Do students, teachers, and parents have similar perceptions of NYC school quality?

Group the data by question and survey response type (parent, student, teacher, or total) and then calculate a summary average for each group.

Since visualizations of data are often easier to interpret, perhaps you’ll use box plots to examine score differences.

First reshape the data and create some new variables.

Use the tidyr function pivot_longer() to reshape your dataframe so that the survey question (like saf_p_11 and com_s_11) and the score (like 8.7 or 9.0) are in two separate columns.

combined_survey_gather <- combined_survey %>%
  pivot_longer(cols = saf_p_11:aca_tot_11,
               names_to = "survey_question",
               values_to = "score")

Use str_sub() to create new variables, response_type and question, from the survey_question variable.

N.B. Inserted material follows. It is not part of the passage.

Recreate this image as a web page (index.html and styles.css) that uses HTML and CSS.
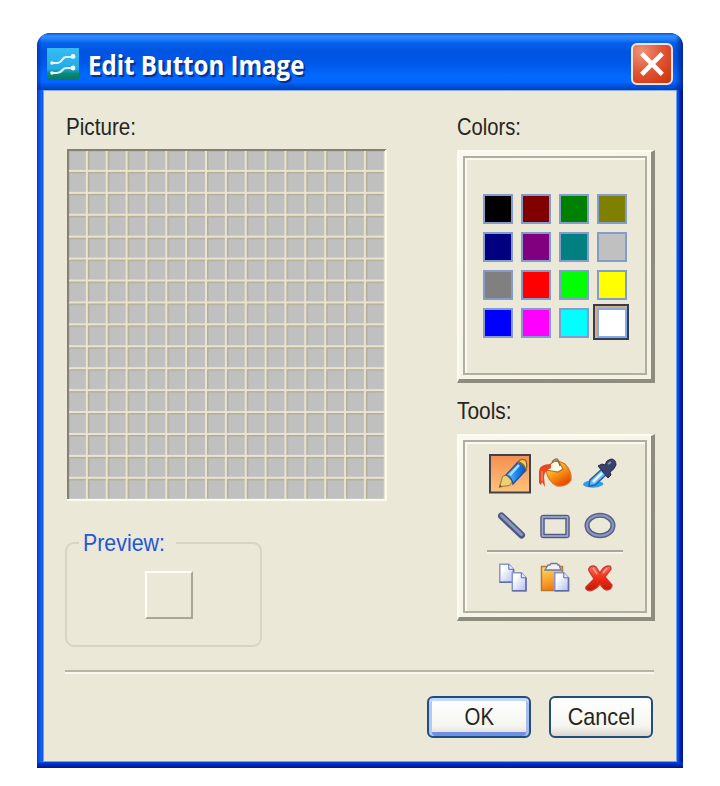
FILE: index.html
```html
<!DOCTYPE html>
<html lang="en">
<head>
<meta charset="utf-8">
<title>Edit Button Image</title>
<link rel="stylesheet" href="styles.css">
</head>
<body>
<main class="window">
  <header class="titlebar">
    <svg class="app-icon" width="32" height="32" viewBox="0 0 32 32">
      <defs><linearGradient id="sky" x2="0" y2="1"><stop offset="0" stop-color="#35bdf5"/><stop offset=".65" stop-color="#26a9e2"/><stop offset=".8" stop-color="#078b78"/><stop offset="1" stop-color="#087564"/></linearGradient></defs>
      <path fill="url(#sky)" d="M0 0h32v32H0z"/>
      <path fill="none" stroke="#d9f4ff" stroke-width="2.200" stroke-linecap="round" d="M5 15h5q3 0 5-3t4-3h7M5 25h5q3 0 5-2.500t4-2.500h7"/>
      <g fill="#effbff"><circle cx="26" cy="8.500" r="2.400"/><circle cx="26" cy="20" r="2.400"/><circle cx="5" cy="15" r="1.800"/><circle cx="5" cy="25" r="1.800"/></g>
    </svg>
    <h1 class="title">Edit Button Image</h1>
    <button class="close" aria-label="Close">
      <svg width="26" height="26" viewBox="0 0 24 24"><path d="M2.500 2.500l19 19M21.500 2.500l-19 19" stroke="#fff" stroke-width="4.200"/></svg>
    </button>
  </header>
  <div class="content">
    <div class="columns">
      <section class="left">
        <h2 class="label picture-label">Picture:</h2>
        <svg class="pixel-grid" width="320" height="352" viewBox="0 0 320 352">
          <defs>
            <pattern id="cell" x="1" y="1" width="19.86" height="21.92" patternUnits="userSpaceOnUse">
              <path fill="#c0c0c0" d="M0 0h20v22H0z"/>
              <path fill="#b3ae98" d="M0 0h1.500v22H0zM0 0h20v1.500H0z"/>
              <path fill="#e8e4ce" d="M17.860 0h2v22h-2zM0 19.920h20v2H0z"/>
            </pattern>
          </defs>
          <path fill="#c0c0c0" d="M1 1h318v350H1z"/>
          <path fill="url(#cell)" d="M1 1h317v349H1z"/>
          <path fill="#838374" d="M0 0h319v2H2v348H0z"/>
          <path fill="#fcfaf0" d="M318 1h2v351H0v-2h318z"/>
        </svg>
        <fieldset class="preview">
          <legend><span class="label preview-label">Preview:</span></legend>
          <div class="preview-tile"></div>
        </fieldset>
      </section>
      <section class="right">
        <h2 class="label colors-label">Colors:</h2>
        <div class="panel colors-panel"><div class="panel-inner">
          <div class="swatches">
            <i class="swatch black"></i><i class="swatch maroon"></i><i class="swatch green"></i><i class="swatch olive"></i>
            <i class="swatch navy"></i><i class="swatch purple"></i><i class="swatch teal"></i><i class="swatch silver"></i>
            <i class="swatch gray"></i><i class="swatch red"></i><i class="swatch lime"></i><i class="swatch yellow"></i>
            <i class="swatch blue"></i><i class="swatch fuchsia"></i><i class="swatch aqua"></i><i class="swatch white selected"></i>
          </div>
        </div></div>
        <h2 class="label tools-label">Tools:</h2>
        <div class="panel tools-panel"><div class="panel-inner">
          <svg class="tools" width="180" height="170" viewBox="465 442 180 170">
            <defs>
              <linearGradient id="hot" x2="0" y2="1"><stop stop-color="#f58e50"/><stop offset="1" stop-color="#ffc47c"/></linearGradient>
              <linearGradient id="blue"><stop stop-color="#73c8ff"/><stop offset=".5" stop-color="#2589ed"/><stop offset="1" stop-color="#0751bd"/></linearGradient>
              <linearGradient id="paint" x2=".6" y2="1"><stop stop-color="#ffe48a"/><stop offset=".45" stop-color="#ffad1c"/><stop offset="1" stop-color="#e94a00"/></linearGradient>
              <linearGradient id="board" x2=".3" y2="1"><stop stop-color="#ffe063"/><stop offset="1" stop-color="#f47c10"/></linearGradient>
              <linearGradient id="paper" x2="1" y2="1"><stop offset=".25" stop-color="#fff"/><stop offset="1" stop-color="#b2bdef"/></linearGradient>
              <linearGradient id="cross" x2="0" y2="1"><stop stop-color="#f77061"/><stop offset=".5" stop-color="#f02d15"/><stop offset="1" stop-color="#c91408"/></linearGradient>
              <g id="sheet"><path fill="url(#paper)" stroke="#8795ce" stroke-width="1.500" d="M.8.8h9l4.700 5v13H.8z"/><path fill="#e7ebff" stroke="#5968a5" d="M9.800.8v5h4.700"/><path fill="none" stroke="#626da5" stroke-width="1.500" d="M14.500 5.800v13H.8"/></g>
            </defs>
            <path fill="url(#hot)" stroke="#40434b" stroke-width="2" d="M490 455h40v37.500h-40z"/>
            <path fill="#f0cf79" stroke="#a58b4d" stroke-width="1.300" d="M499.500 487l3-10.500 4-1.500 6 6-3 4.500z"/><path fill="#635443" d="M499 487.500l1-3 2 2z"/>
            <path fill="url(#blue)" stroke="#274f91" stroke-width="1.300" d="M506 475l12-13q7 1 8 8l-13 14q-1-7-7-9z"/>
            <path fill="#f4cd50" stroke="#846a35" stroke-width="1.300" d="M518 462q3-4 7-2 3 3 1 10-2-7-8-8z"/><path stroke="#a8e0ff" stroke-width="2.500" d="M510 475l9-10"/>

            <path fill="url(#paint)" stroke="#d87825" stroke-width="1.200" d="M546 470l10-10 9 4q7 8 6 16-4 7-14 6-9-4-11-16z"/>
            <path fill="#fffce8" stroke="#9c793d" stroke-width="1.200" d="M546 470q3-6 9-9l4 1 4 7-5 3-6-1z"/>
            <path fill="none" stroke="#806c56" stroke-width="1.300" d="M552 462q4-5 6-2l2 6"/>
            <path fill="#e84722" d="M551 464q-12 0-12 8v11l2 2 1-3 3 5-1-10q0-6 7-9z"/>
            <path stroke="#ff8763" stroke-width="1.300" d="M542 471v10"/>

            <path fill="#2a9ff0" d="M583 484q3-5 14-3 8 1 6 4-6 4-16 2-4-1-4-3z"/>
            <path fill="#63b9fa" stroke="#315da2" stroke-width="1.500" d="M589 486l1-6 12-11 5 5-12 11z"/>
            <path fill="#39416d" stroke="#28294b" d="M598 466l4-2 3 1q1-5 6-6 5 0 5 6-2 5-6 7l1 3-3 3z"/><path stroke="#8991bb" stroke-width="2" d="M608 464l3-2"/><path stroke="#e3f8ff" stroke-width="2.500" d="M593 482l9-9"/>

            <g fill="none" stroke-linecap="round">
              <path stroke="#4e5887" stroke-width="7" d="M501.500 516l20 19"/><path stroke="#8b96bb" stroke-width="3" d="M501.500 515.500l20 19"/>
              <rect x="542.500" y="517" width="25" height="19" rx="1" stroke="#505b89" stroke-width="4.500"/><rect x="542.500" y="517" width="25" height="19" stroke="#a2abc8" stroke-width="1.600"/>
              <ellipse cx="600" cy="525.500" rx="13" ry="10.300" stroke="#56608c" stroke-width="5"/><ellipse cx="600" cy="525.500" rx="13" ry="10.300" stroke="#8f99bb" stroke-width="2"/>
            </g>
            <path fill="#a8a796" d="M487 550h136v2H487z"/><path fill="#faf8ee" d="M487 552h136v1.500H487z"/>
            <use href="#sheet" x="499" y="563.500"/><use href="#sheet" x="511.500" y="572"/>
            <path fill="url(#board)" stroke="#b37930" stroke-width="1.500" d="M541.500 566.500h21v24h-21z"/>
            <path fill="#eef0fa" stroke="#737896" stroke-width="1.300" d="M545 570l3-5h2l1-1.500h6l1 1.500h1l2 5z"/>
            <use href="#sheet" x="554" y="572"/>
            <path fill="url(#cross)" stroke="#c73a2c" stroke-width="1.300" d="M590 567q3-2 6 0l4 6q3-6 8-7 3-1 3 3l-6 8 7 8q0 5-6 5-3-1-6-6-3 4-7 6-5 2-7-1-1-2 2-4l6-6-5-8q-1-2 1-4z"/>
            <path stroke="#ff9c86" stroke-width="1.500" d="M593 568l4 6m10-6l-4 5"/>
          </svg>
        </div></div>
      </section>
    </div>
    <hr class="divider">
    <footer class="actions">
      <button class="btn default"><span class="label ok-label">OK</span></button>
      <button class="btn"><span class="label cancel-label">Cancel</span></button>
    </footer>
  </div>
</main>
</body>
</html>
```
FILE: styles.css
```css
* { box-sizing: border-box; }
body { margin: 0; padding: 33px 37px 0; background: #fff; font-family: "Liberation Sans", sans-serif; }
.window {
  width: 646px; height: 735px; border-radius: 13px 13px 0 0; overflow: hidden;
  padding: 0 6px 6px;
  background: linear-gradient(transparent 729px, rgba(0,54,213,.95) 730px, #0029b4 732px, #001488 735px),
    linear-gradient(90deg, #0238c8 0, #0b5af0 3px, #1763ee 5px, #0648d8 7px, #0648d8 639px, #1052ea 641px, #0024b4 643px, #00138c 100%);
  display: flex; flex-direction: column;
}
.titlebar {
  height: 57px; flex: none; margin: 0 -6px; padding: 0 10px; display: flex; align-items: center;
  border-radius: 13px 13px 0 0;
  background: linear-gradient(90deg, rgba(0,34,170,.6), transparent 5px, transparent 638px, rgba(0,20,130,.75)),
    linear-gradient(#0a50d6 0, #318cff 3px, #2280fa 6px, #0660ea 10px, #0054e1 18px, #0056e7 29px, #0268fc 42px, #0267ff 49px, #0051dc 53px, #0040bd 57px);
}
.app-icon { margin-top: 4px; flex: none; }
.title {
  margin: 7px auto 0 9px; color: #fff; font: bold 26px/36px "Open Sans", sans-serif; white-space: nowrap;
  text-shadow: 2px 2px 1px #062f94; width: 220px; transform: scaleX(.925); transform-origin: 0 50%;
}
.close {
  width: 42px; height: 42px; margin: 5px 0 0; padding: 0; border: 2px solid #f3e4ec; border-radius: 6px;
  background: radial-gradient(circle at 22% 18%, #ee9476, #e2583a 45%, #d63d16 80%, #bd3416); display: grid; place-items: center;
}
.content {
  flex: 1; min-height: 0; background: #ebe8d8; border: 1px solid #6da0ea; border-top-color: #8eb1e4;
  padding: 21px 23px 0 21px;
}
.columns { display: flex; justify-content: space-between; height: 558px; margin-right: -2px; }
.left { width: 321px; }
.right { width: 198px; }
.label { display: block; margin: 0; font-weight: normal; font-size: 24px; line-height: 30px; color: #25251f; white-space: nowrap; transform-origin: 0 50%; width: max-content; }
.picture-label { margin-left: 1px; transform: scaleX(.86); }
.pixel-grid { display: block; margin: 7px 0 0 2px; }
.preview {
  width: 197px; height: 119px; margin: 27px 0 0; padding: 0; border: 2px solid #d6d5c3; border-radius: 9px;
}
.preview legend { margin-left: 12px; padding: 0 0 0 4px; width: 97px; height: 30px; }
.preview-label { color: #2456d6; transform: scaleX(.89); }
.preview-tile { width: 48px; height: 48px; margin: 13px 0 0 78px; border: 2px solid; border-color: #fffdf4 #aaa894 #aaa894 #fffdf4; }
.colors-label { transform: scaleX(.84); }
.panel {
  width: 198px; border: 4px solid; border-width: 2px 4px 4px 2px; border-color: #fdfcf3 #8e8d7d #8e8d7d #fdfcf3; padding: 4px;
  background: linear-gradient(135deg, #fbf9ed, #f4f1e3);
}
.panel-inner { height: 100%; background: #ebe8d8; border: 2px solid #b0ae9e; box-shadow: inset 2px 2px #fcfaf0; }
.colors-panel { height: 233px; margin-top: 8px; }
.swatches { display: grid; grid-template-columns: repeat(4, 30px); gap: 8px; padding: 36px 0 0 18px; }
.swatch { height: 30px; border: 2px solid #829dcc; }
.black { background: #000; } .maroon { background: #800000; } .green { background: #008000; } .olive { background: #808000; }
.navy { background: #000080; } .purple { background: #800080; } .teal { background: #008080; } .silver { background: #c0c0c0; }
.gray { background: #808080; } .red { background: #f00; } .lime { background: #0f0; } .yellow { background: #ff0; }
.blue { background: #00f; } .fuchsia { background: #f0f; } .aqua { background: #0ff; } .white { background: #fff; }
/* Selection frame extends further to the top left than to the bottom right. */
.selected { border-color: #86a9e8; box-shadow: -1px -1px 0 1px #dfaa7c, -1px -1px 0 3px #343e50; }
.tools-label { margin-top: 13px; transform: scaleX(.87); }
.tools-panel { height: 187px; margin-top: 8px; }
.tools { display: block; }
.divider { height: 4px; margin: 0 -1px 0 0; border: 0; background: linear-gradient(#b6b4a2 2px, #faf8ed 2px); }
.actions { display: flex; justify-content: flex-end; gap: 18px; margin: 22px 0 0; }
.btn {
  width: 104px; height: 42px; padding: 0; border: 2px solid #244d7f; border-radius: 6px;
  background: linear-gradient(#fff, #f5f5f0 75%, #dcd6cc); display: flex; align-items: center; justify-content: center;
}
.btn .label { font-family: "Liberation Sans", sans-serif; transform-origin: 50% 50%; }
.default { box-shadow: inset 0 3px #c1d8ff, inset 3px 0 #b0c9f5, inset -3px 0 #a4bded, inset 0 -4px #6f91e4; }
.btn .ok-label { transform: scaleX(.85); }
.btn .cancel-label { transform: scaleX(.9); }
```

combined_survey_gather <- combined_survey_gather %>%
  mutate(response_type = str_sub(survey_question, 4, 6)) %>%   
  mutate(question = str_sub(survey_question, 1, 3))

Use if_else() to assign more intuitive value names to the variables you created using str_sub()

# combined_survey_gather %>%
#  mutate(response_type = ifelse(response_type == "_p_", "parent", 
#                             ifelse(response_type == "_t_", "teacher","NA"))

combined_survey_gather <- combined_survey_gather %>%
  mutate(response_type = ifelse(response_type  == "_p_", "parent", 
                                ifelse(response_type == "_t_", "teacher",
                                       ifelse(response_type == "_s_", "student", 
                                              ifelse(response_type == "_to", "total", "NA")))))

Make a boxplot to see if there appear to be differences in how the three groups of responders (parents, students, and teachers) answered the four questions.

combined_survey_gather %>%
  filter(response_type != "total") %>%
  ggplot() +
  aes(x = question, y = score, fill = response_type) +
  geom_boxplot()
## Warning: Removed 1268 rows containing non-finite values (stat_boxplot).